Johannes Brahms was a German composer and pianist of the Romantic period. Born in Hamburg into a Lutheran family, Brahms spent much of his professional life in Vienna, Austria. Take a look below for 30 more strange and interesting facts about Johannes Brahms.
1. His reputation and status as a composer is such that he is sometimes grouped with Johann Sebastian Bach and Ludwig van Beethoven as one of the “Three Bs” of music, a comment originally made by the 19th century conductor Hans von Bulow.
2. Brahms composed for symphony orchestra, chamber ensembles, piano, organ, and voice and chorus.
3. As a virtuoso pianist, he premiered many of his own works.
4. He worked with some of the leading performers of his time, including the pianist Clara Schumann and the violinist Joseph Joachim.
5. Many of his works have become staples of the modern concert repertoire.
6. An uncompromising perfectionist, Brahms destroyed some of his works and left others unpublished.
7. Brahms has been considered, by his contemporaries and by later writers, as both a traditionalist and an innovator.
8. His music is firmly rooted in the structures and compositional techniques of the Classical masters.
9. While many contemporaries found his music too academic, his contribution and craftsmanship have been admired by subsequent figures as diverse as Arnold Schoenberg and Edward Elgar.
10. The diligent, highly constructed nature of Brahms’s works was a starting point and an inspiration for a generation of composers.
11. Brahms was born on May 7, 1833, in Hamburg.
12. His father, Johann Jakob Brahms, was a musician from Heide, who came to Hamburg to pursue a career in music.
13. His mother, Johanna Henrika Christiane Nissen, was a seamstress.
14. Brahms had his first musical training from his father.
15. When he turned seven, he started taking piano lessons from Otto Friedrich Willibald Cossel and later from Eduard Marxsen.
16. When Brahms turned 13, he began contributing to the family income by playing at taverns, restaurants and local dance halls in the city’s dock area.

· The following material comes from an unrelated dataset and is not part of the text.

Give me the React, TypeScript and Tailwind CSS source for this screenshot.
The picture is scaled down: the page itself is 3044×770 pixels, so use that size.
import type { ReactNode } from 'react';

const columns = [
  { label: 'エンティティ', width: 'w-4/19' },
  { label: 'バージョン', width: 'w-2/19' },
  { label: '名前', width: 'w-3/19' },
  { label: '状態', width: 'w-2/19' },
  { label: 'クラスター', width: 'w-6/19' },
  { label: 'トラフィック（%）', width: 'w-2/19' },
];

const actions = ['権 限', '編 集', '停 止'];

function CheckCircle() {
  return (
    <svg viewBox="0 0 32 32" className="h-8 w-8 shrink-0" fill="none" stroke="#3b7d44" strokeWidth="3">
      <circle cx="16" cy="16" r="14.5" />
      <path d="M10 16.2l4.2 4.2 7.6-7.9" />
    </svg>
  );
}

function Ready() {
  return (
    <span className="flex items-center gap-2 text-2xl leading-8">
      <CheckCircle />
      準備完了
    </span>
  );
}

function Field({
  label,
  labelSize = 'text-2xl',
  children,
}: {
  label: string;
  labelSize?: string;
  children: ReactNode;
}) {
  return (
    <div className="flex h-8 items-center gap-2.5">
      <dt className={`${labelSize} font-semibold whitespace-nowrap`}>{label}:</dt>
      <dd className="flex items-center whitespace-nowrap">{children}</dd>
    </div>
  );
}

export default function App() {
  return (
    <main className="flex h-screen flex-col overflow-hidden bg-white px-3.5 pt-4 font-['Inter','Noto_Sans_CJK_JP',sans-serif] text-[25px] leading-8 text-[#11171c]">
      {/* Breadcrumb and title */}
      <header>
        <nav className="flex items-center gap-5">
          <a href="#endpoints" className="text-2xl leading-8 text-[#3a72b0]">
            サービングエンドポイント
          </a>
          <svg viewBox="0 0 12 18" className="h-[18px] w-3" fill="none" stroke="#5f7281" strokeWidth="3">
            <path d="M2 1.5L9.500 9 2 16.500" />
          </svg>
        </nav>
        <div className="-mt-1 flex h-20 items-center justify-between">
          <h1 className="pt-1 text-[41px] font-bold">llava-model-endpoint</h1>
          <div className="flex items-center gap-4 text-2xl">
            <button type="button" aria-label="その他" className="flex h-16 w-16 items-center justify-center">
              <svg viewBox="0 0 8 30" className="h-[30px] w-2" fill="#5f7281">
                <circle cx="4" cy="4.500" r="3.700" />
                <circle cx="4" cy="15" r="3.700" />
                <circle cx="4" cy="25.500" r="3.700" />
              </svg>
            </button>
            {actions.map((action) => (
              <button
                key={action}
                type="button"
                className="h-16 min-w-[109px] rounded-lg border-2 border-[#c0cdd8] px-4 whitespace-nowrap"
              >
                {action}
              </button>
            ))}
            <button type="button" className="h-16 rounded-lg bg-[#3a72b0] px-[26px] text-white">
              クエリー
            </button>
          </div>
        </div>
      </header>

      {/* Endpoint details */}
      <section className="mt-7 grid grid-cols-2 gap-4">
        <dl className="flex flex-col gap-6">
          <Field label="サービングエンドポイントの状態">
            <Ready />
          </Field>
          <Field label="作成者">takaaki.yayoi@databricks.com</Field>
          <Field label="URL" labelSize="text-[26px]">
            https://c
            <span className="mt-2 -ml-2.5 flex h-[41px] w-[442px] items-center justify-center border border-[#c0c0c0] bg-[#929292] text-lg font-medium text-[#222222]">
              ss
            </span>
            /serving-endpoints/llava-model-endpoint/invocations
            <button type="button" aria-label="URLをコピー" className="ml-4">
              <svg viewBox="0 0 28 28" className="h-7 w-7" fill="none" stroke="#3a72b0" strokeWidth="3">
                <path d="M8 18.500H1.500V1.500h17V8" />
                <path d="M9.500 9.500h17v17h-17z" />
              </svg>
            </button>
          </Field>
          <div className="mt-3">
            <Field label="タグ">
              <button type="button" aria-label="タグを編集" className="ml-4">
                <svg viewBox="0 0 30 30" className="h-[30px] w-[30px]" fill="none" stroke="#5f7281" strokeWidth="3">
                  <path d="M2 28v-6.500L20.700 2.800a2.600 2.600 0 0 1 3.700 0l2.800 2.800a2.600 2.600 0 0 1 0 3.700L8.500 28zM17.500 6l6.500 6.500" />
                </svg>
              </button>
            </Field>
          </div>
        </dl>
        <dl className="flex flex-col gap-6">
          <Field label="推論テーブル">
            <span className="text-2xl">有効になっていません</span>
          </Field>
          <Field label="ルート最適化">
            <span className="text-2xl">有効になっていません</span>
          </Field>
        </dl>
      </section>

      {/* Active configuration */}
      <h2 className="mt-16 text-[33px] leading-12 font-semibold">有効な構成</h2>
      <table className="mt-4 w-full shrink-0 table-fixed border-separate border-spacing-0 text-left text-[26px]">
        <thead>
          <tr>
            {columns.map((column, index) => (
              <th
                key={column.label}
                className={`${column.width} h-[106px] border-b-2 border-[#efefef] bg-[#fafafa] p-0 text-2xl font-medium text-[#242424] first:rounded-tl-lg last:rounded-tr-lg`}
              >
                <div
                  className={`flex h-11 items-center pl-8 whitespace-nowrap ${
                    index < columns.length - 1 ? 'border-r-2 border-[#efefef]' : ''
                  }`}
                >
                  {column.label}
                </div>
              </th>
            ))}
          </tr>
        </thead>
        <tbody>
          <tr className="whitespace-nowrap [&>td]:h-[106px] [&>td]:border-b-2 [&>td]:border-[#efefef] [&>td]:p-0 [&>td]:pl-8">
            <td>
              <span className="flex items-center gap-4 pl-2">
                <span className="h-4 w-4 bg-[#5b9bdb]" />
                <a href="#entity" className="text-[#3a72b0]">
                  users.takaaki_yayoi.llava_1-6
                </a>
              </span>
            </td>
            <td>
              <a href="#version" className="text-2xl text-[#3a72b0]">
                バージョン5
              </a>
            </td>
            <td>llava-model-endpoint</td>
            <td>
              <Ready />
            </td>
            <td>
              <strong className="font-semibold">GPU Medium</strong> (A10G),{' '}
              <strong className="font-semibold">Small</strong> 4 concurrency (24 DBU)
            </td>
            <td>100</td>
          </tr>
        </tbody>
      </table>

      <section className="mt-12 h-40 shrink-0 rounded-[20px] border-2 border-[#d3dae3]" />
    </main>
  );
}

17. Working for a prolonged period in smoke laden rooms soon affected his health and he became sick.
18. In 1847, he was sent to Winsen an der Luhe. Here, he conducted the male choir and for it, he wrote his first choral composition.

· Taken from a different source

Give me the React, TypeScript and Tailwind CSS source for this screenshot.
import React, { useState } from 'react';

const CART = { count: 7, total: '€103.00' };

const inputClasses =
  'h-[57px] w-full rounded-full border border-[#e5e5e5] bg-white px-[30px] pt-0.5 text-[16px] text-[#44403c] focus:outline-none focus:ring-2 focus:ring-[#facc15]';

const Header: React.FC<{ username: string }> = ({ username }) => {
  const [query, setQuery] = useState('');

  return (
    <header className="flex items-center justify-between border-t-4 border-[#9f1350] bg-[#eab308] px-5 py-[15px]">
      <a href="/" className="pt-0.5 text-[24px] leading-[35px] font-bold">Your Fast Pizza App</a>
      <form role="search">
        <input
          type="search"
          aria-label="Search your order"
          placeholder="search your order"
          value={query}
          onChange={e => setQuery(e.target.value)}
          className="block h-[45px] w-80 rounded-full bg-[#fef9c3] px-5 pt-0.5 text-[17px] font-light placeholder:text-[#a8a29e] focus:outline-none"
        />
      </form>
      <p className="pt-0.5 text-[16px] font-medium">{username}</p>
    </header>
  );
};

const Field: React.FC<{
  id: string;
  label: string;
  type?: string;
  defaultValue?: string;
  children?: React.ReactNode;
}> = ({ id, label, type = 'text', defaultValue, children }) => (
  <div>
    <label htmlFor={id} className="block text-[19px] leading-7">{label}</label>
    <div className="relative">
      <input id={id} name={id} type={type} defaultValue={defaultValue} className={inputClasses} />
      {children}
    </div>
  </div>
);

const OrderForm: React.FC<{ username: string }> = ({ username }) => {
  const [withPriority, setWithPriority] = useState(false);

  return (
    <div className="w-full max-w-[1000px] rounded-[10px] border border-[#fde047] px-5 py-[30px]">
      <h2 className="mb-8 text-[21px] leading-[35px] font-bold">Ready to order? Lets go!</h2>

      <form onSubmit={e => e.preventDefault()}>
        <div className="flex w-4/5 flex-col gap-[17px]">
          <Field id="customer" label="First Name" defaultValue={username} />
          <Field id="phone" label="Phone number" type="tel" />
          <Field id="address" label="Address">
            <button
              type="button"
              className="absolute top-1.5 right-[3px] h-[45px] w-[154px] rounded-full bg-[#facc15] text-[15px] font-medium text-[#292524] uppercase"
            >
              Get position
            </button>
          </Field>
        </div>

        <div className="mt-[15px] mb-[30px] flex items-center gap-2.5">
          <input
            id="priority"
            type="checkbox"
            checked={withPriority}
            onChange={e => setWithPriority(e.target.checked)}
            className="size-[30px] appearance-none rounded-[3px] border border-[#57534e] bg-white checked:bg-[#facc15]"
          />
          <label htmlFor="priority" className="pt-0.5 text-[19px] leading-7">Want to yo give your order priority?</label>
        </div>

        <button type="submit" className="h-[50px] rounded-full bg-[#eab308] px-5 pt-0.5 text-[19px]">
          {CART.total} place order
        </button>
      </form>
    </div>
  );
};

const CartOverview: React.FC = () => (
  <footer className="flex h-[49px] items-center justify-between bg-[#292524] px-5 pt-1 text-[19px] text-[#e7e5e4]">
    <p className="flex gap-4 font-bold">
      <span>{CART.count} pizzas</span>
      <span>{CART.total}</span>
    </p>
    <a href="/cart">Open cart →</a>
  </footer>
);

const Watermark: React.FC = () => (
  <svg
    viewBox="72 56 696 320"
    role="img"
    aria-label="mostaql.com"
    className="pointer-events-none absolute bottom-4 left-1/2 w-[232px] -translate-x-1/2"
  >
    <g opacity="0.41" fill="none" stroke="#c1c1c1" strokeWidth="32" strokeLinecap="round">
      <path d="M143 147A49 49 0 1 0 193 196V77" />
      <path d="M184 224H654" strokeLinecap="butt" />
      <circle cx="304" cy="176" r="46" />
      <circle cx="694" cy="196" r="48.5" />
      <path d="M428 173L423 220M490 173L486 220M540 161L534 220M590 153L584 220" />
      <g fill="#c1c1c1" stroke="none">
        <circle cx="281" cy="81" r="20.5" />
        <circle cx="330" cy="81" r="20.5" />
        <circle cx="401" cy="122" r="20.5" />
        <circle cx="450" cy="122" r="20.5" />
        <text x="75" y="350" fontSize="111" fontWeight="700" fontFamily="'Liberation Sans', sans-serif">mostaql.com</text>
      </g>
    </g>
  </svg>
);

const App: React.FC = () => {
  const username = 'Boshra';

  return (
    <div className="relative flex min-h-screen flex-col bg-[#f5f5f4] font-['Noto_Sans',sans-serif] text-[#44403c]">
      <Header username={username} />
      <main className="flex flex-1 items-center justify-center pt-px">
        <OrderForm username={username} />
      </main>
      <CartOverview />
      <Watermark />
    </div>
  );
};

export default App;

19. On returning to Hamburg, he resumed playing at taverns and to earn more money, started giving piano lessons.
20. Piano Concerto No. 1 in D minor, Op. 15, completed in 1858, was Brahms’ first major work. It is written in three movements and is around 40 to 50 minutes long.
21. Brahms never married.
22. In 1858, he had an affair with Agathe von Siebold of Gottingen and became engaged to her in 1859. However, all of a sudden, he withdrew from the relationship.
23. His letters prove that he did not want to go into any kind of permanent relationship that would bind him to a particular person.
24. Sometime around 1896, Brahms developed cancer and died from it on April 3, 1897, at the age of 63.
25. He is buried in the Zentralfriedhof in Vienna.
26. The monument over his grave was designed by Victor Horta and was sculpted by Ilse von Twardowski-Conrat.
27. Shortly after his death, English composer Hubert Parry wrote a short symphonic movement for orchestra called “Elegy for Brahms.”
28. Brahms has been described as an agnostic and a humanist.
29. Brahms’ point of view looked both backward and forward; his output was often bold in its exploration of harmony and rhythm. As a result, he was an influence on composers of both conservative and modernist tendencies.
30. Within his lifetime, his idiom left an imprint on several composers within his personal circle, who strongly admired his music, such as Heinrich von Herzogenberg, Robert Fuchs and Julius Rontgen, as well as on Gustav Jenner, who was Brahms’s only formal composition pupil.